Obrolan tidak berhenti hanya pada sepakbola Indonesia, kini obrolan mulai merambat ke liga Inggris dan Spanyol. Di tengah-tengah obrolan yang semakin syeru, tiba-tiba perhatian saya tertuju kepada obrolan bapak dan paman-paman saya. Ada hal menarik yang mencuri perhatian saya dan seketika membuat saya berpidah posisi duduk menuju bapak dan paman-paman saya.

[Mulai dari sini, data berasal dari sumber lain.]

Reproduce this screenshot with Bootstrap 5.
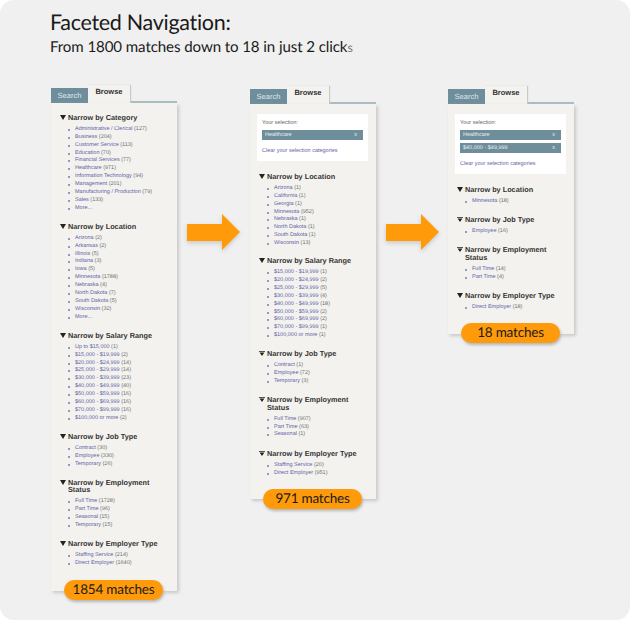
<!DOCTYPE html>
<html lang="en">
<head>
    <meta charset="UTF-8">
    <title>Faceted Navigation</title>
    <link href="https://cdn.jsdelivr.net/npm/bootstrap@5.3.3/dist/css/bootstrap.min.css" rel="stylesheet">
    <style>
        body { background: #fff; text-rendering: geometricPrecision; }
        .sheet { width: 630px; height: 620px; background: #f0f0f0; border-radius: 14px; overflow: hidden; padding: 8px 0 0 50px; }
        .sheet-title { font: 400 21.5px/28px Lato, sans-serif; letter-spacing: -0.3px; color: #1a1a1a; margin: 0; }
        .sheet-sub { font: 400 15.1px/20px Lato, sans-serif; letter-spacing: -0.1px; color: #1a1a1a; margin: 1px 0 0; }
        .sub-tail { color: #777; font-size: 12.5px; }
        .columns { margin-top: 27px; margin-left: 1px; }
        .facet-panel { width: 126px; font-family: "Liberation Sans", Arial, sans-serif; }
        .panel-low { margin-top: 1px; }
        .tab-row { height: 18px; border-bottom: 2px solid #a9bcc4; }
        .tab-search { width: 37px; height: 15px; margin-top: 3px; background: #6f8e9c; color: #dfe7ea; font-size: 7.5px; line-height: 15px; text-align: center; }
        .tab-browse { width: 42px; height: 18px; background: #f3f2ee; color: #333; font-size: 7.5px; font-weight: 700; line-height: 14px; text-align: center; box-shadow: 1px 0 1px #c9c9c6; }
        .panel-body-area { background: #f3f2ee; padding: 10px 7px 0 9px; box-shadow: 2px 2px 3px #c9c9c7; }
        .panel-one { height: 488px; }
        .panel-h-two { height: 395px; }
        .panel-h-three { height: 230px; }
        .chosen-box { background: #fff; padding: 5px 5px 6px; margin: 0 1px 11px -2px; font-size: 5.5px; line-height: 8px; color: #666; }
        .chosen-bar { background: #6f8e9c; color: #e8eef0; height: 10px; line-height: 10px; padding: 0 6px 0 3px; margin-top: 3px; }
        .chosen-list { margin-top: 2px; }
        .chosen-clear { color: #5f63a8; margin-top: 7px; }
        .facet-group { margin-bottom: 9.4px; }
        .facet-group-tight { margin-bottom: 8.4px; }
        .facet-head { font-size: 7.3px; line-height: 7.4px; font-weight: 700; color: #333; margin: 0 0 3.5px; padding: 1px 0 1px 8px; position: relative; }
        .facet-head svg { position: absolute; left: 0; top: 2px; }
        .facet-list { margin: 0; padding: 0 0 0 15px; list-style: none; }
        .facet-list li { font-size: 5.5px; line-height: 7.87px; color: #707070; position: relative; white-space: nowrap; }
        .facet-list li::before { content: ""; position: absolute; left: -7px; top: 3px; width: 2px; height: 2px; background: #9598c4; }
        .facet-list a { color: #5f63a8; text-decoration: none; }
        .match-pill { position: absolute; left: 13px; bottom: -9px; width: 99px; height: 20px; background: #ff9a0a; color: #1a1a1a; font: 400 13.5px/19px Lato, sans-serif; letter-spacing: -0.2px; text-align: center; box-shadow: 1px 2px 3px #b5b5b5; }
        .panel-h-two .match-pill { bottom: -10px; }
        .flow-arrow { width: 53px; height: 36px; margin: 129px 10px 0; flex: none; overflow: visible; filter: drop-shadow(0 2px 2px #c8c8c8); }
        .flow-arrow-last { margin-right: 9px; }
    </style>
</head>
<body class="m-0">
<svg width="0" height="0" class="position-absolute">
    <symbol id="tri" viewBox="0 0 6 5"><path d="M0 0h6L3 5z" fill="#222"/></symbol>
    <symbol id="tribar" viewBox="0 0 6 5"><path d="M0 0h6v.8H0zM.6 1.5h4.8L3 5z" fill="#222"/></symbol>
</svg>
<div class="sheet">
    <h1 class="sheet-title">Faceted Navigation:</h1>
    <p class="sheet-sub">From 1800 matches down to 18 in just 2 click<span class="sub-tail">s</span></p>
    <div class="columns d-flex align-items-start">

        <div class="facet-panel">
            <div class="tab-row d-flex"><div class="tab-search">Search</div><div class="tab-browse">Browse</div></div>
            <div class="panel-body-area panel-one position-relative">
                <div class="facet-group">
                    <h6 class="facet-head"><svg width="6" height="5"><use href="#tri"/></svg>Narrow by Category</h6>
                    <ul class="facet-list">
                        <li><a href="#">Administrative / Clerical</a> (127)</li>
                        <li><a href="#">Business</a> (204)</li>
                        <li><a href="#">Customer Service</a> (113)</li>
                        <li><a href="#">Education</a> (70)</li>
                        <li><a href="#">Financial Services</a> (77)</li>
                        <li><a href="#">Healthcare</a> (971)</li>
                        <li><a href="#">Information Technology</a> (94)</li>
                        <li><a href="#">Management</a> (201)</li>
                        <li><a href="#">Manufacturing / Production</a> (79)</li>
                        <li><a href="#">Sales</a> (133)</li>
                        <li><a href="#">More...</a></li>
                    </ul>
                </div>
                <div class="facet-group">
                    <h6 class="facet-head"><svg width="6" height="5"><use href="#tri"/></svg>Narrow by Location</h6>
                    <ul class="facet-list">
                        <li><a href="#">Arizona</a> (2)</li>
                        <li><a href="#">Arkansas</a> (2)</li>
                        <li><a href="#">Illinois</a> (5)</li>
                        <li><a href="#">Indiana</a> (3)</li>
                        <li><a href="#">Iowa</a> (5)</li>
                        <li><a href="#">Minnesota</a> (1788)</li>
                        <li><a href="#">Nebraska</a> (4)</li>
                        <li><a href="#">North Dakota</a> (7)</li>
                        <li><a href="#">South Dakota</a> (5)</li>
                        <li><a href="#">Wisconsin</a> (32)</li>
                        <li><a href="#">More...</a></li>
                    </ul>
                </div>
                <div class="facet-group">
                    <h6 class="facet-head"><svg width="6" height="5"><use href="#tri"/></svg>Narrow by Salary Range</h6>
                    <ul class="facet-list">
                        <li><a href="#">Up to $15,000</a> (1)</li>
                        <li><a href="#">$15,000 - $19,999</a> (2)</li>
                        <li><a href="#">$20,000 - $24,999</a> (14)</li>
                        <li><a href="#">$25,000 - $29,999</a> (14)</li>
                        <li><a href="#">$30,000 - $39,999</a> (23)</li>
                        <li><a href="#">$40,000 - $49,999</a> (40)</li>
                        <li><a href="#">$50,000 - $59,999</a> (16)</li>
                        <li><a href="#">$60,000 - $69,999</a> (16)</li>
                        <li><a href="#">$70,000 - $99,999</a> (16)</li>
                        <li><a href="#">$100,000 or more</a> (2)</li>
                    </ul>
                </div>
                <div class="facet-group">
                    <h6 class="facet-head"><svg width="6" height="5"><use href="#tri"/></svg>Narrow by Job Type</h6>
                    <ul class="facet-list">
                        <li><a href="#">Contract</a> (30)</li>
                        <li><a href="#">Employee</a> (330)</li>
                        <li><a href="#">Temporary</a> (26)</li>
                    </ul>
                </div>
                <div class="facet-group">
                    <h6 class="facet-head"><svg width="6" height="5"><use href="#tri"/></svg>Narrow by Employment Status</h6>
                    <ul class="facet-list">
                        <li><a href="#">Full Time</a> (1728)</li>
                        <li><a href="#">Part Time</a> (96)</li>
                        <li><a href="#">Seasonal</a> (15)</li>
                        <li><a href="#">Temporary</a> (15)</li>
                    </ul>
                </div>
                <div class="facet-group">
                    <h6 class="facet-head"><svg width="6" height="5"><use href="#tri"/></svg>Narrow by Employer Type</h6>
                    <ul class="facet-list">
                        <li><a href="#">Staffing Service</a> (214)</li>
                        <li><a href="#">Direct Employer</a> (1640)</li>
                    </ul>
                </div>
                <div class="match-pill rounded-pill">1854 matches</div>
            </div>
        </div>

        <svg class="flow-arrow" viewBox="0 0 53 36"><path d="M0 10h35V0l18 18-18 18V27H0z" fill="#ff9a0a"/></svg>

        <div class="facet-panel panel-low">
            <div class="tab-row d-flex"><div class="tab-search">Search</div><div class="tab-browse">Browse</div></div>
            <div class="panel-body-area panel-h-two position-relative">
                <div class="chosen-box">
                    <div>Your selection:</div>
                    <div class="chosen-list">
                        <div class="chosen-bar d-flex justify-content-between"><span>Healthcare</span><span>x</span></div>
                    </div>
                    <div class="chosen-clear">Clear your selection categories</div>
                </div>
                <div class="facet-group facet-group-tight">
                    <h6 class="facet-head"><svg width="6" height="5"><use href="#tri"/></svg>Narrow by Location</h6>
                    <ul class="facet-list">
                        <li><a href="#">Arizona</a> (1)</li>
                        <li><a href="#">California</a> (1)</li>
                        <li><a href="#">Georgia</a> (1)</li>
                        <li><a href="#">Minnesota</a> (952)</li>
                        <li><a href="#">Nebraska</a> (1)</li>
                        <li><a href="#">North Dakota</a> (1)</li>
                        <li><a href="#">South Dakota</a> (1)</li>
                        <li><a href="#">Wisconsin</a> (13)</li>
                    </ul>
                </div>
                <div class="facet-group">
                    <h6 class="facet-head"><svg width="6" height="5"><use href="#tri"/></svg>Narrow by Salary Range</h6>
                    <ul class="facet-list">
                        <li><a href="#">$15,000 - $19,999</a> (1)</li>
                        <li><a href="#">$20,000 - $24,999</a> (2)</li>
                        <li><a href="#">$25,000 - $29,999</a> (5)</li>
                        <li><a href="#">$30,000 - $39,999</a> (4)</li>
                        <li><a href="#">$40,000 - $49,999</a> (18)</li>
                        <li><a href="#">$50,000 - $59,999</a> (2)</li>
                        <li><a href="#">$60,000 - $69,999</a> (2)</li>
                        <li><a href="#">$70,000 - $99,999</a> (1)</li>
                        <li><a href="#">$100,000 or more</a> (1)</li>
                    </ul>
                </div>
                <div class="facet-group">
                    <h6 class="facet-head"><svg width="6" height="5"><use href="#tribar"/></svg>Narrow by Job Type</h6>
                    <ul class="facet-list">
                        <li><a href="#">Contract</a> (1)</li>
                        <li><a href="#">Employee</a> (72)</li>
                        <li><a href="#">Temporary</a> (3)</li>
                    </ul>
                </div>
                <div class="facet-group">
                    <h6 class="facet-head"><svg width="6" height="5"><use href="#tribar"/></svg>Narrow by Employment Status</h6>
                    <ul class="facet-list">
                        <li><a href="#">Full Time</a> (907)</li>
                        <li><a href="#">Part Time</a> (63)</li>
                        <li><a href="#">Seasonal</a> (1)</li>
                    </ul>
                </div>
                <div class="facet-group">
                    <h6 class="facet-head"><svg width="6" height="5"><use href="#tribar"/></svg>Narrow by Employer Type</h6>
                    <ul class="facet-list">
                        <li><a href="#">Staffing Service</a> (20)</li>
                        <li><a href="#">Direct Employer</a> (951)</li>
                    </ul>
                </div>
                <div class="match-pill rounded-pill">971 matches</div>
            </div>
        </div>

        <svg class="flow-arrow flow-arrow-last" viewBox="0 0 53 36"><path d="M0 10h35V0l18 18-18 18V27H0z" fill="#ff9a0a"/></svg>

        <div class="facet-panel panel-low">
            <div class="tab-row d-flex"><div class="tab-search">Search</div><div class="tab-browse">Browse</div></div>
            <div class="panel-body-area panel-h-three position-relative">
                <div class="chosen-box">
                    <div>Your selection:</div>
                    <div class="chosen-list">
                        <div class="chosen-bar d-flex justify-content-between"><span>Healthcare</span><span>x</span></div>
                        <div class="chosen-bar d-flex justify-content-between"><span>$40,000 - $49,999</span><span>x</span></div>
                    </div>
                    <div class="chosen-clear">Clear your selection categories</div>
                </div>
                <div class="facet-group">
                    <h6 class="facet-head"><svg width="6" height="5"><use href="#tri"/></svg>Narrow by Location</h6>
                    <ul class="facet-list">
                        <li><a href="#">Minnesota</a> (18)</li>
                    </ul>
                </div>
                <div class="facet-group">
                    <h6 class="facet-head"><svg width="6" height="5"><use href="#tribar"/></svg>Narrow by Job Type</h6>
                    <ul class="facet-list">
                        <li><a href="#">Employee</a> (16)</li>
                    </ul>
                </div>
                <div class="facet-group">
                    <h6 class="facet-head"><svg width="6" height="5"><use href="#tribar"/></svg>Narrow by Employment Status</h6>
                    <ul class="facet-list">
                        <li><a href="#">Full Time</a> (14)</li>
                        <li><a href="#">Part Time</a> (4)</li>
                    </ul>
                </div>
                <div class="facet-group">
                    <h6 class="facet-head"><svg width="6" height="5"><use href="#tri"/></svg>Narrow by Employer Type</h6>
                    <ul class="facet-list">
                        <li><a href="#">Direct Employer</a> (18)</li>
                    </ul>
                </div>
                <div class="match-pill rounded-pill">18 matches</div>
            </div>
        </div>

    </div>
</div>
<script src="https://cdn.jsdelivr.net/npm/bootstrap@5.3.3/dist/js/bootstrap.bundle.min.js"></script>
</body>
</html>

“Kondisi sekarang sudah berbeda dengan kondsi beberapa tahun lalu, kalau dulu bapak-bapak yang ikut pengajian enggak mau ngambil besek dan makan makanan ringan yang disediakan tapi sekarang malah pada berebut”. Itu kalimat awal bapak saya yang membuat saya tertarik. Dulu itu, kalaupun mereka ambil biasanya dibuang di pinggir jalan atau dilempar ke tempat sampah, sekarang liat aja, semua piring bersih dan besek pun yang disedikan tidak tersisa.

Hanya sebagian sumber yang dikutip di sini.